Chapters three and four cover vibrational spectroscopic studies completed at UC Irvine. The dehydrogenation of cyclohexane over alumina-supported platinum nanoparticles was found to differ from that over platinum surfaces in HREELS studies. HREELS was also used to test cleaning or activation protocols for nanoparticles supported on highly oriented pyrolytic graphite (HOPG). These are the first HREELS studies for cyclohexane dehydrogenation over supported nanoparticles, and results provide fundamental information about reactivity for this system.

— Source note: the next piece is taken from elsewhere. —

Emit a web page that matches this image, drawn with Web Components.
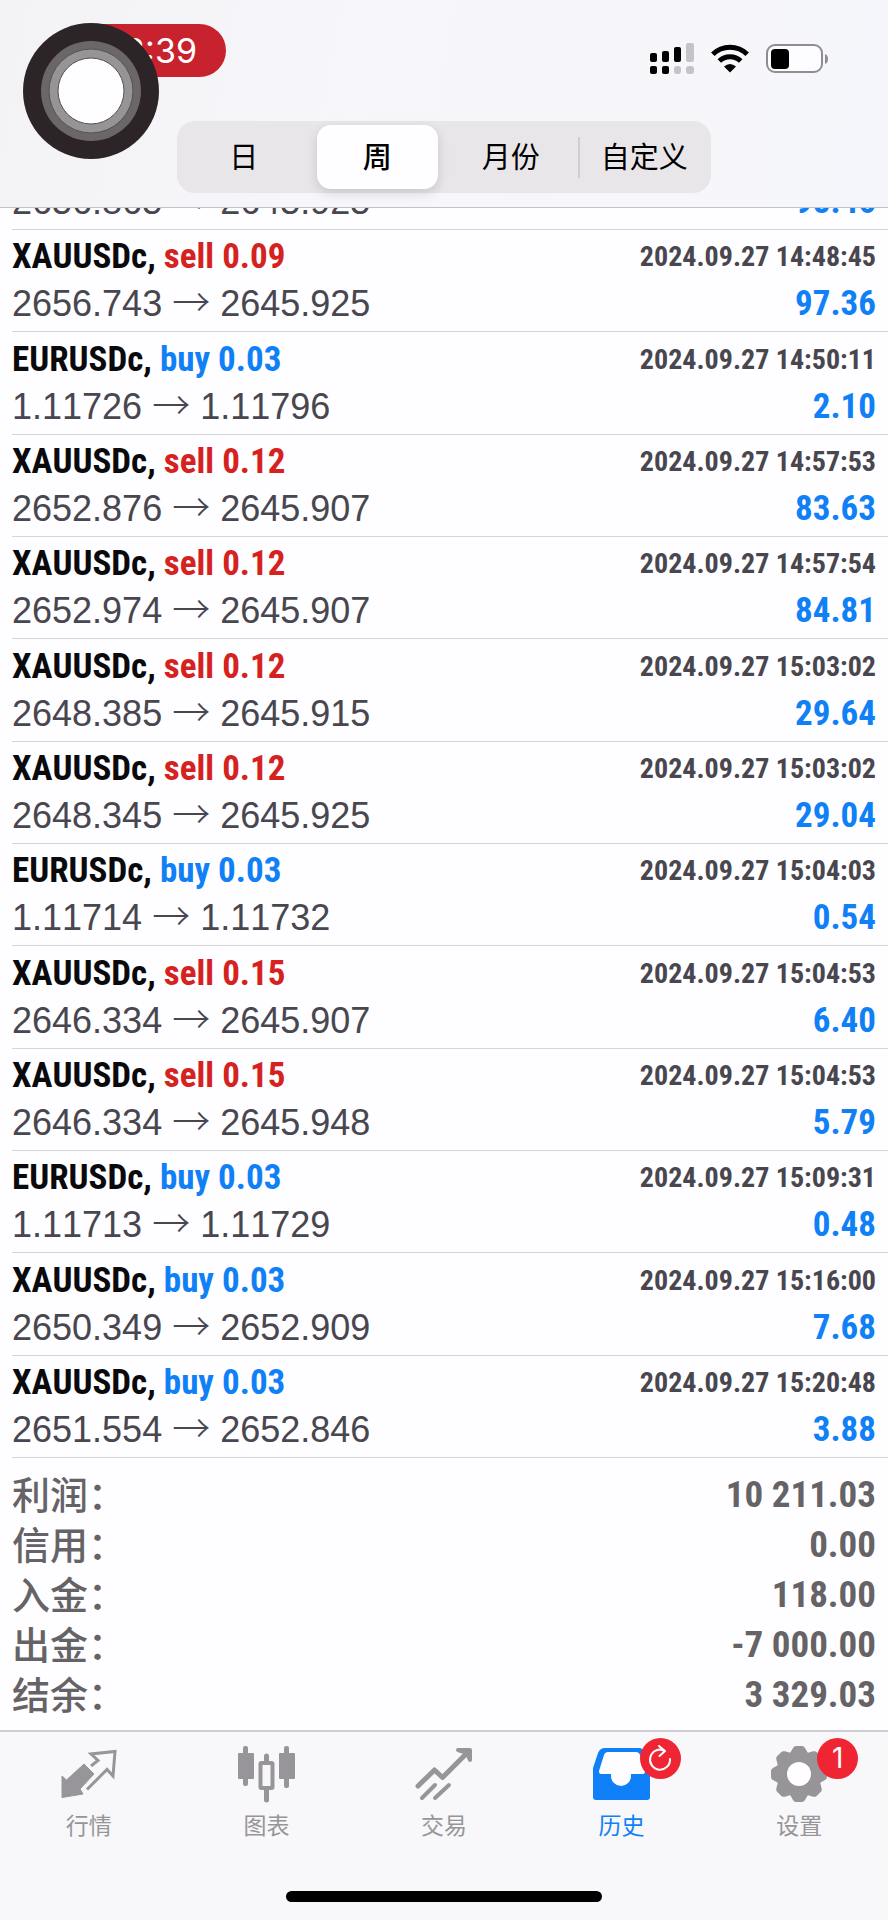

Chapters six through eight cover LJ-PES studies on aqueous solutions completed at the ALS synchrotron facility in California, and at the BESSY synchrotron in Berlin, Germany. Here, the relative concentrations and chemistry of aqueous solutes at the air-water interface and in the bulk of solution were probed using LJ-PES. Chapter six investigates the interfacial deprotonation of aqueous ammonium, which varies with pH so that ammonium is depleted at the interface at low pH. Chapter seven describes the distribution of dications in magnesium chloride or sulfate solutions. It is found that sulfate ions "pull" magnesium cations away from the interface. These results are compared with ionic distributions for sodium chloride solutions that have well understood interfacial chemistry. Chapter eight focuses on interfacial solute distributions in ternary aqueous organic and ionic solutions. The addition of ethanol perturbs the ionic distribution for magnesium or sodium chloride solutions, in contrast to ethylene glycol addition, which does not. Additional studies on the interfacial behavior of acetonitrile and propionitrile (including the effects of potassium chloride on this behavior), and the distribution of lithium halide salts in aqueous solution are briefly mentioned. Results have ramifications for aqueous atmospheric aerosol chemistry, but are also interesting from a fundamental standpoint.